By being more approachable people will feel more inclined to start talking to you. You can then share your knowledge and point of view on those matters. Another basic technique for opening up conversations or having others open up to you, is to look for situational topics of conversation. This means looking to your immediate environment and notice something worth commenting about. For instance the weather, or if there is a construction near by you can talk about what is going on there (this might be better suited to open up conversations and then changing the subject, unless you can talk for a long time about construction sites). If there is a billboard near by promoting a movie you can talk about that. Also you can become a situational topic of conversation yourself by wearing something that opens up conversations. Maybe a funny t shirt, or a weird looking watch, or unique sunglasses, or a nice retro hat, etc. This attracts people into wanting to ask you about that.
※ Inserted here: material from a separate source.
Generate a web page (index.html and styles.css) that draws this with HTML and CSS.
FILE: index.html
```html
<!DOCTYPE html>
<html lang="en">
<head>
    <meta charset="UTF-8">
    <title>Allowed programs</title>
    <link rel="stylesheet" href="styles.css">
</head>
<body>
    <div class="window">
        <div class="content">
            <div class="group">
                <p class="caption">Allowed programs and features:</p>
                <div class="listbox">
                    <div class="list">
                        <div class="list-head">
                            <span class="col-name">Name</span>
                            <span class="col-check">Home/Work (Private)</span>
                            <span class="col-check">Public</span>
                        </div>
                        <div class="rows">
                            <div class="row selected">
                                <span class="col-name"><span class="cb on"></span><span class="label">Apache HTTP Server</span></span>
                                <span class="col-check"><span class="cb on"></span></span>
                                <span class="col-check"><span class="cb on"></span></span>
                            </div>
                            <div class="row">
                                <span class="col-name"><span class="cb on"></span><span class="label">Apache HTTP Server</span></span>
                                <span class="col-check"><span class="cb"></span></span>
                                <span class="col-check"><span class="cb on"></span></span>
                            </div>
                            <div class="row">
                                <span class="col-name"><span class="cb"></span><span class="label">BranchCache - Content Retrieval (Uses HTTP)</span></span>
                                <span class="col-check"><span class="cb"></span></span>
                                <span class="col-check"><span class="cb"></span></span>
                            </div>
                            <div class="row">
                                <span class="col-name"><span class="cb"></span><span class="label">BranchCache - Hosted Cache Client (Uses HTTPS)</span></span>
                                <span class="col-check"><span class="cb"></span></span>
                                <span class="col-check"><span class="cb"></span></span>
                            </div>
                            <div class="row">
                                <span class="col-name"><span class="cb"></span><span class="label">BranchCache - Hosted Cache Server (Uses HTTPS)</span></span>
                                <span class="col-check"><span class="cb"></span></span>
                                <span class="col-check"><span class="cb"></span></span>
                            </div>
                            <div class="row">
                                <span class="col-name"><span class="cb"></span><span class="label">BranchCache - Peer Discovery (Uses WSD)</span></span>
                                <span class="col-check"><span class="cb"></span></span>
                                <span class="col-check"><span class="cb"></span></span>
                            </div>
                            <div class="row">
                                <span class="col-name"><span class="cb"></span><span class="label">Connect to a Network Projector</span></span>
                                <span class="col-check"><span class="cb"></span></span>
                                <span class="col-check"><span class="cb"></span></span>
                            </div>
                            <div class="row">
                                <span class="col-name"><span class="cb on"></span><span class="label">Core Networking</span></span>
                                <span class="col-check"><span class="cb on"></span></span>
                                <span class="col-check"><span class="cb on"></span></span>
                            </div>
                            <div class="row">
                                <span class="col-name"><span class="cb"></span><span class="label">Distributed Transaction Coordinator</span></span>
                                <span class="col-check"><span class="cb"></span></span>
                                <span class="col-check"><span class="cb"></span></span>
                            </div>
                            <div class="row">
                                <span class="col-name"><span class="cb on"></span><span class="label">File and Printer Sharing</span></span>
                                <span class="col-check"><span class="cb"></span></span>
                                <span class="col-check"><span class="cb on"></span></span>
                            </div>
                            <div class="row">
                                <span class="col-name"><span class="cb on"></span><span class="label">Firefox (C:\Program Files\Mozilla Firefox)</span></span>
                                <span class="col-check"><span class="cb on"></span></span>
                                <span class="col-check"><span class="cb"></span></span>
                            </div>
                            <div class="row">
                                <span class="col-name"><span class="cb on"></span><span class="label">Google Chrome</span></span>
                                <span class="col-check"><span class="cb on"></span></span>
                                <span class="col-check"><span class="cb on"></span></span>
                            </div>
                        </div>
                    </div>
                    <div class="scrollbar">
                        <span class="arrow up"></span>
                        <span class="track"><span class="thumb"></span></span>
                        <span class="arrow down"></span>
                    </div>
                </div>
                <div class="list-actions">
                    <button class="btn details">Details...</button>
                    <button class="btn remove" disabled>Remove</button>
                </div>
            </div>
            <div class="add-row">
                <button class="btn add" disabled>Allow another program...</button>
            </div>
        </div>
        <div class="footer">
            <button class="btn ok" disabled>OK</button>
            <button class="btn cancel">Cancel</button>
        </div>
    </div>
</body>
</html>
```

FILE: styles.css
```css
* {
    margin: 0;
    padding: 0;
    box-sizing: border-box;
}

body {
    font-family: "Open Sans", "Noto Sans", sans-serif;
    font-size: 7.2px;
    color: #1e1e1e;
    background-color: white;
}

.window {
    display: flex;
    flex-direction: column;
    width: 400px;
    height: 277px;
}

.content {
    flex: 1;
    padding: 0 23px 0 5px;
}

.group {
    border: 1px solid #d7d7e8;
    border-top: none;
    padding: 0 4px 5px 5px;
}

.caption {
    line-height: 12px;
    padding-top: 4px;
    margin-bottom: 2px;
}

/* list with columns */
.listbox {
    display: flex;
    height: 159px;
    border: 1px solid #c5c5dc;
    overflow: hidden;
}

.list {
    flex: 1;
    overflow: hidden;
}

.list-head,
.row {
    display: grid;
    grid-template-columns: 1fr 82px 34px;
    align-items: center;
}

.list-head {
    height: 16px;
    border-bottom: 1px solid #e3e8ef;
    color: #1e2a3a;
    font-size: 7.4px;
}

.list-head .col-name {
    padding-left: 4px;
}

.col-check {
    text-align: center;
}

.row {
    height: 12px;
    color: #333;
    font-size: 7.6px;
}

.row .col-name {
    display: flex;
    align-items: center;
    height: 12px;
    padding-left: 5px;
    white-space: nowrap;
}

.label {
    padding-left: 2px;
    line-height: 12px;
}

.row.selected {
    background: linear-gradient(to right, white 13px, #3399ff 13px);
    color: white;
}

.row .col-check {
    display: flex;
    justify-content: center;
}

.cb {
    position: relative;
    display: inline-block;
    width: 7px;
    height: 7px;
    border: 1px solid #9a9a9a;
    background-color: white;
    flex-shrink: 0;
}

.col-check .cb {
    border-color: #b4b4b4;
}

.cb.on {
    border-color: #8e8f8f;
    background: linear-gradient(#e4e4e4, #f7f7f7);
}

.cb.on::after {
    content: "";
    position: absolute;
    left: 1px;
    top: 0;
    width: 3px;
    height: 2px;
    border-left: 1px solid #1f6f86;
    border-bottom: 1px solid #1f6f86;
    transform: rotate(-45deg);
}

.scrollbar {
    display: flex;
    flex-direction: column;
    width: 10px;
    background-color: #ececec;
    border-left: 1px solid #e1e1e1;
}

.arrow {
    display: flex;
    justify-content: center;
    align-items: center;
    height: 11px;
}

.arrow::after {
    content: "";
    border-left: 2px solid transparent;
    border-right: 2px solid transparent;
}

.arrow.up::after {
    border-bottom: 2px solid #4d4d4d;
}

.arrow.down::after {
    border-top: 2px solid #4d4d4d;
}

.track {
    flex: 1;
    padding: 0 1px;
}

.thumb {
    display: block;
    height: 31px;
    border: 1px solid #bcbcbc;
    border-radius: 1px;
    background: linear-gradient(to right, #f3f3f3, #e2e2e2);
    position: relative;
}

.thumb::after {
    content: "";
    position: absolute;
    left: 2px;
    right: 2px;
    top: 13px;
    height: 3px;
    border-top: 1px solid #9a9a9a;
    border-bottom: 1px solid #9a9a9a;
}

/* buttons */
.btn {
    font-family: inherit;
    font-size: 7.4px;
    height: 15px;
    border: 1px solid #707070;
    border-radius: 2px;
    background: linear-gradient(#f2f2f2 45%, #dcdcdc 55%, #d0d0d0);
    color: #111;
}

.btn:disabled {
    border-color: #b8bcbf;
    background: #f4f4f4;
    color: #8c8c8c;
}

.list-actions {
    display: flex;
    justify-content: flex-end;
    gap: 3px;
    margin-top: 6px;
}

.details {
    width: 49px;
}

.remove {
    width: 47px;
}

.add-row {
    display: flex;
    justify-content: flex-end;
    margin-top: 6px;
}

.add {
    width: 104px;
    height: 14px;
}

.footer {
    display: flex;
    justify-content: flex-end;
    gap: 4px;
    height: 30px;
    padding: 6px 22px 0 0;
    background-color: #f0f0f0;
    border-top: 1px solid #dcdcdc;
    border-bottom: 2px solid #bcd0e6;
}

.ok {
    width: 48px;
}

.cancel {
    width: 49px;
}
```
Also…Be present and pay attention
I know I said I would only cover two skills on this post, but I also want to point out that skill number 3 (be present and pay attention) is also very important. Being socially present means to be there in that moment, to not get distracted with your phone or with any distractions. To be fully engaged in the present moment, ESPECIALLY if you are talking to someone. To be 100% there with them physically but also mentally. This will help you feel more connected to the conversation, more curious and also make conversing smoother. It refers to what I mentioned earlier about getting people to talk about themselves and things they care about even if you do not particularly care about it (and how this alone was not enough), and most importantly LISTENING. Show them you are a good listener and keep building up questions based on what they answer. Think of it as if they are revealing to you the plot of a new movie, and you are trying to scout out everything can about it.
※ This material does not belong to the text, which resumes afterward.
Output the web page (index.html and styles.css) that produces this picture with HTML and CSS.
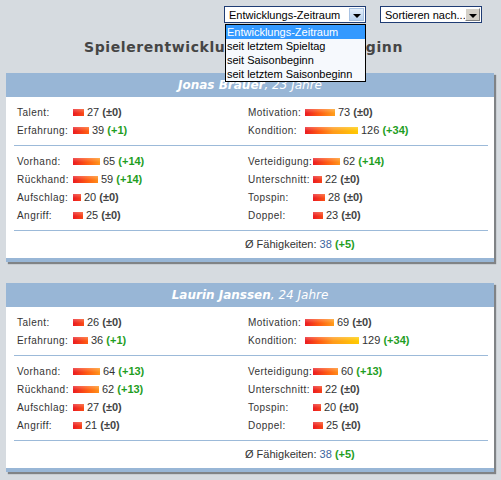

Once again I strongly recommend you begin learning about important or interesting contemporary subjects, in the news, online or anywhere. You never know when something trivial you learned while browsing channels will give you green lights for a nice conversation that will help you accomplish whichever goal you have going into each conversations. This is why it is important to have intentions for social interactions. I will be implementing these 3 skills during the next 3 months to see how it goes for me, and I highly recommend my readers to use them as well. Remember, start knowing more stuff and become passionate about more stuff, project positivity and be present in the moment.